Валя прислала мне записку. Положение серьезное. Пойманную со стихами все еще допрашивают. Взяли еще одну. Зовут ее Алина Обрончкевич. Как и мы, она из Павяка. Незачем обманывать себя, надо ждать «гостей» из гестапо.
Иду в жилой блок, уверенная, что это мой последний вечер. По прошествии нескольких минут блоковая вызывает мою фамилию. Ноги не слушаются меня, с трудом подхожу к дверям барака. Оборачиваюсь, чтобы в последний раз посмотреть на лица подруг. Сейчас меня встретят другие лица, страшные лица гестаповцев. Начнется допрос. Алинка, наша милая штубовая, входит в эту минуту в барак с огромной коробкой.
— Кристя, тебе посылка.
— Что? Это ты вызвала мою фамилию?
— Я, а что случилось? Почему ты такая бледная?
Беру посылку. Узнаю почерк дорогого, близкого мне человека, отрезанного теперь от меня тысячами миль. Отправитель: Пудловский. Начинаю искать в коробке и нахожу карточку матери. Ее добрые глаза смотрят с мольбой: «Живи! Ради меня — живи!» — просят они.

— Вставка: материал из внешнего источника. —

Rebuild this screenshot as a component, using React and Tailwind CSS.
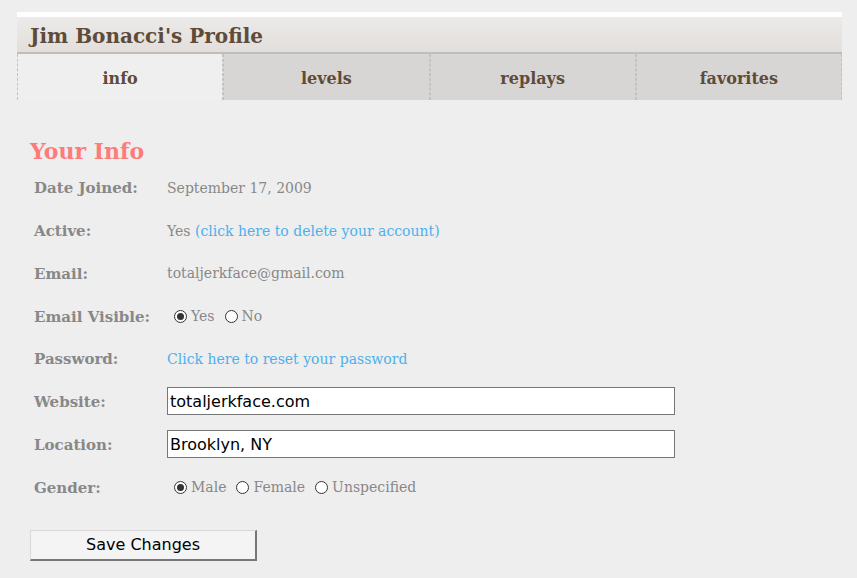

И это именно сейчас… сегодня…
Неля, Бася, Яся, Эдка и другие обступают меня. Рассматривают карточку матери. Слезы стоят у них в глазах.
Что-то рвется у меня в душе, я начинаю рыдать.
Неля гладит меня по голове.
— Нет, ты не можешь погибнуть. Это хороший знак, что именно сегодня пришла карточка твоей матери. Ты же знаешь, что посылки никогда не приходят тому, по чьему делу ведется следствие. А к тебе пришла. Вот увидишь, Кристя, произойдет чудо: никто тебя не выдаст, никто не назовет автора.
В эту ночь я ложусь, не раздеваясь. Несмотря на утешения Нели и других, я не верю в чудо. Лежу без сна, не отрывая глаз от дверей. В висках у меня стучит. Я сжимаю в руке карточку матери. Мне так жаль расставаться с жизнью, а ведь все месяцы, проведенные здесь, мне казалось, что я ею совсем не дорожу.
В напряженном ожидании медленно проходит час за часом. При малейшем шорохе я вскакиваю. Нет, это только сентябрьский ветер шевелит сухую листву орешника, маскирующего ограду крематориев. Мысленно прощаюсь со всем, что любила. До конца понимаю бессмысленность своего существования. Значит, затем я перенесла тиф, лагерную грязь, апели, чтобы теперь, когда близится освобождение…
Ночь на исходе. За оконной решеткой сумерки рассвета. В бараке вспыхивает лампочка. Бася приоткрывает один глаз.
— Ну… никто не был, не приходили?
Не могу удержаться от смеха.
— Наоборот, были, но не хотели будить тебя. Потихоньку забрали меня и убили.
Бася начинает громко припевать, нарушая тишину еще не проснувшегося барака:
— Глупая Кристя, глупая Кристя, не придут, не придут, будешь жить, будешь жить…
После нескольких дней волнений появляется надежда. Наконец получаю записку от Вали: «Алинка Обрончкевич на вопрос, кто написал стихи, решительно заявила, что Луция Харевич, умершая в 1943 году. Я уверена, что она не изменит показания. Тебе везет, Кристя. Прошу тебя, напиши что-нибудь красивое. Какая радость, что оберка и остальные ведьмы прочли, что мы о них думаем. Обе допрошенные поедут со штрафным транспортом. Теперь это для них, может быть, и лучше».